Aim of the task: Copy the data that follows, character for character, minus the pictures.

= = =

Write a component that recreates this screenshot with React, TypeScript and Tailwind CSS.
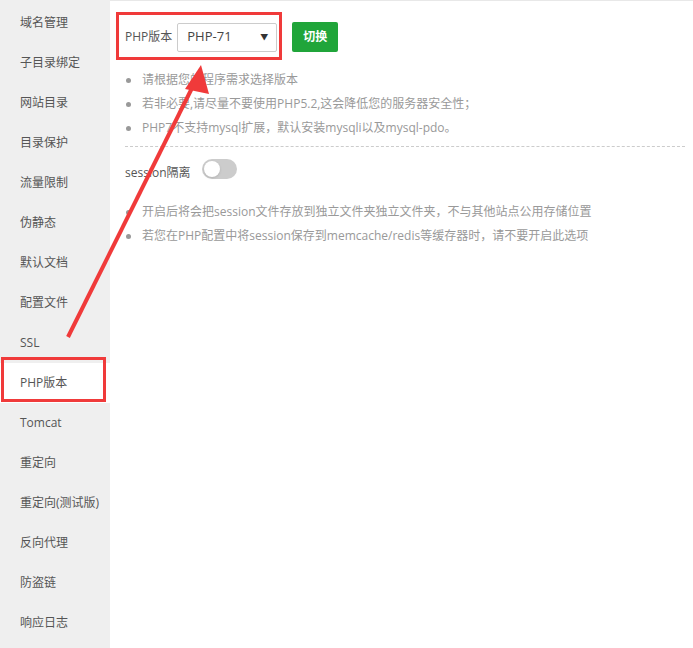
import { useState } from "react";

const MENU = [
  "域名管理",
  "子目录绑定",
  "网站目录",
  "目录保护",
  "流量限制",
  "伪静态",
  "默认文档",
  "配置文件",
  "SSL",
  "PHP版本",
  "Tomcat",
  "重定向",
  "重定向(测试版)",
  "反向代理",
  "防盗链",
  "响应日志",
];

const PHP_TIPS = [
  "请根据您的程序需求选择版本",
  "若非必要,请尽量不要使用PHP5.2,这会降低您的服务器安全性；",
  "PHP7不支持mysql扩展，默认安装mysqli以及mysql-pdo。",
];

const SESSION_TIPS = [
  "开启后将会把session文件存放到独立文件夹独立文件夹，不与其他站点公用存储位置",
  "若您在PHP配置中将session保存到memcache/redis等缓存器时，请不要开启此选项",
];

function Tips({ items }: { items: string[] }) {
  return (
    <ul className="flex flex-col">
      {items.map((t) => (
        <li key={t} className="flex items-center h-6 text-[12px] text-[#999]">
          <span className="w-[5px] h-[5px] rounded-full bg-[#999] ml-[1px] mr-[11px]" />
          {t}
        </li>
      ))}
    </ul>
  );
}

export default function App() {
  const [active] = useState("PHP版本");
  const [on, setOn] = useState(false);

  return (
    <div
      className="relative flex w-[693px] h-[648px] bg-white overflow-hidden"
      style={{ fontFamily: '"Open Sans", "Noto Sans CJK SC", sans-serif' }}
    >
      {/* sidebar */}
      <div className="w-[110px] shrink-0 bg-[#efefef] pt-[3px]">
        {MENU.map((m) => (
          <div
            key={m}
            className={
              "h-10 flex items-center pl-5 text-[12px] text-[#555] " +
              (m === active ? "bg-white" : "")
            }
          >
            {m}
          </div>
        ))}
      </div>

      {/* content */}
      <div className="flex-1 border-t border-[#e8e8e8] pl-[15px] pr-2 pt-[21px]">
        <div className="flex items-center">
          <span className="text-[12px] text-[#555] mr-[5px]">PHP版本</span>
          <div className="w-[100px] h-[29px] border border-[#ccc] rounded-[2px] flex items-center justify-between pl-[9px] pr-[8px]">
            <span className="text-[13px] text-[#444]">PHP-71</span>
            <span className="text-[8px] text-[#333]">▼</span>
          </div>
          <button className="ml-[15px] w-[46px] h-[30px] rounded-[2px] bg-[#20a53a] text-white text-[12px] font-bold">
            切换
          </button>
        </div>

        <div className="mt-[16px]">
          <Tips items={PHP_TIPS} />
        </div>

        <div className="mt-[6px] border-t border-dashed border-[#ccc] w-[560px]" />

        <div className="flex items-start mt-[12px]">
          <span className="text-[12px] text-[#555] mt-[5px]">session隔离</span>
          <button
            onClick={() => setOn(!on)}
            className={
              "ml-[11px] w-[35px] h-[20px] rounded-full p-[2px] flex " +
              (on ? "bg-[#20a53a] justify-end" : "bg-[#ccc] justify-start")
            }
          >
            <span className="w-4 h-4 rounded-full bg-white shadow" />
          </button>
        </div>

        <div className="mt-[18px]">
          <Tips items={SESSION_TIPS} />
        </div>
      </div>

      {/* annotations */}
      <div className="absolute left-[1px] top-[357px] w-[105px] h-[45px] border-[3px] border-[#f03a3a]" />
      <div className="absolute left-[116px] top-[12px] w-[166px] h-[48px] border-[3px] border-[#f03a3a]" />
      <svg className="absolute left-0 top-0 pointer-events-none" width="693" height="648">
        <line x1="68" y1="337" x2="196" y2="80" stroke="#f03a3a" strokeWidth="4" />
        <polygon points="201,65 185,89 209,94" fill="#f03a3a" />
      </svg>
    </div>
  );
}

= = =

Written solution:
Write a component that recreates this screenshot with React, TypeScript and Tailwind CSS.
import { useState } from "react";

const MENU = [
  "域名管理",
  "子目录绑定",
  "网站目录",
  "目录保护",
  "流量限制",
  "伪静态",
  "默认文档",
  "配置文件",
  "SSL",
  "PHP版本",
  "Tomcat",
  "重定向",
  "重定向(测试版)",
  "反向代理",
  "防盗链",
  "响应日志",
];

const PHP_TIPS = [
  "请根据您的程序需求选择版本",
  "若非必要,请尽量不要使用PHP5.2,这会降低您的服务器安全性；",
  "PHP7不支持mysql扩展，默认安装mysqli以及mysql-pdo。",
];

const SESSION_TIPS = [
  "开启后将会把session文件存放到独立文件夹独立文件夹，不与其他站点公用存储位置",
  "若您在PHP配置中将session保存到memcache/redis等缓存器时，请不要开启此选项",
];

function Tips({ items }: { items: string[] }) {
  return (
    <ul className="flex flex-col">
      {items.map((t) => (
        <li key={t} className="flex items-center h-6 text-[12px] text-[#999]">
          <span className="w-[5px] h-[5px] rounded-full bg-[#999] ml-[1px] mr-[11px]" />
          {t}
        </li>
      ))}
    </ul>
  );
}

export default function App() {
  const [active] = useState("PHP版本");
  const [on, setOn] = useState(false);

  return (
    <div
      className="relative flex w-[693px] h-[648px] bg-white overflow-hidden"
      style={{ fontFamily: '"Open Sans", "Noto Sans CJK SC", sans-serif' }}
    >
      {/* sidebar */}
      <div className="w-[110px] shrink-0 bg-[#efefef] pt-[3px]">
        {MENU.map((m) => (
          <div
            key={m}
            className={
              "h-10 flex items-center pl-5 text-[12px] text-[#555] " +
              (m === active ? "bg-white" : "")
            }
          >
            {m}
          </div>
        ))}
      </div>

      {/* content */}
      <div className="flex-1 border-t border-[#e8e8e8] pl-[15px] pr-2 pt-[21px]">
        <div className="flex items-center">
          <span className="text-[12px] text-[#555] mr-[5px]">PHP版本</span>
          <div className="w-[100px] h-[29px] border border-[#ccc] rounded-[2px] flex items-center justify-between pl-[9px] pr-[8px]">
            <span className="text-[13px] text-[#444]">PHP-71</span>
            <span className="text-[8px] text-[#333]">▼</span>
          </div>
          <button className="ml-[15px] w-[46px] h-[30px] rounded-[2px] bg-[#20a53a] text-white text-[12px] font-bold">
            切换
          </button>
        </div>

        <div className="mt-[16px]">
          <Tips items={PHP_TIPS} />
        </div>

        <div className="mt-[6px] border-t border-dashed border-[#ccc] w-[560px]" />

        <div className="flex items-start mt-[12px]">
          <span className="text-[12px] text-[#555] mt-[5px]">session隔离</span>
          <button
            onClick={() => setOn(!on)}
            className={
              "ml-[11px] w-[35px] h-[20px] rounded-full p-[2px] flex " +
              (on ? "bg-[#20a53a] justify-end" : "bg-[#ccc] justify-start")
            }
          >
            <span className="w-4 h-4 rounded-full bg-white shadow" />
          </button>
        </div>

        <div className="mt-[18px]">
          <Tips items={SESSION_TIPS} />
        </div>
      </div>

      {/* annotations */}
      <div className="absolute left-[1px] top-[357px] w-[105px] h-[45px] border-[3px] border-[#f03a3a]" />
      <div className="absolute left-[116px] top-[12px] w-[166px] h-[48px] border-[3px] border-[#f03a3a]" />
      <svg className="absolute left-0 top-0 pointer-events-none" width="693" height="648">
        <line x1="68" y1="337" x2="196" y2="80" stroke="#f03a3a" strokeWidth="4" />
        <polygon points="201,65 185,89 209,94" fill="#f03a3a" />
      </svg>
    </div>
  );
}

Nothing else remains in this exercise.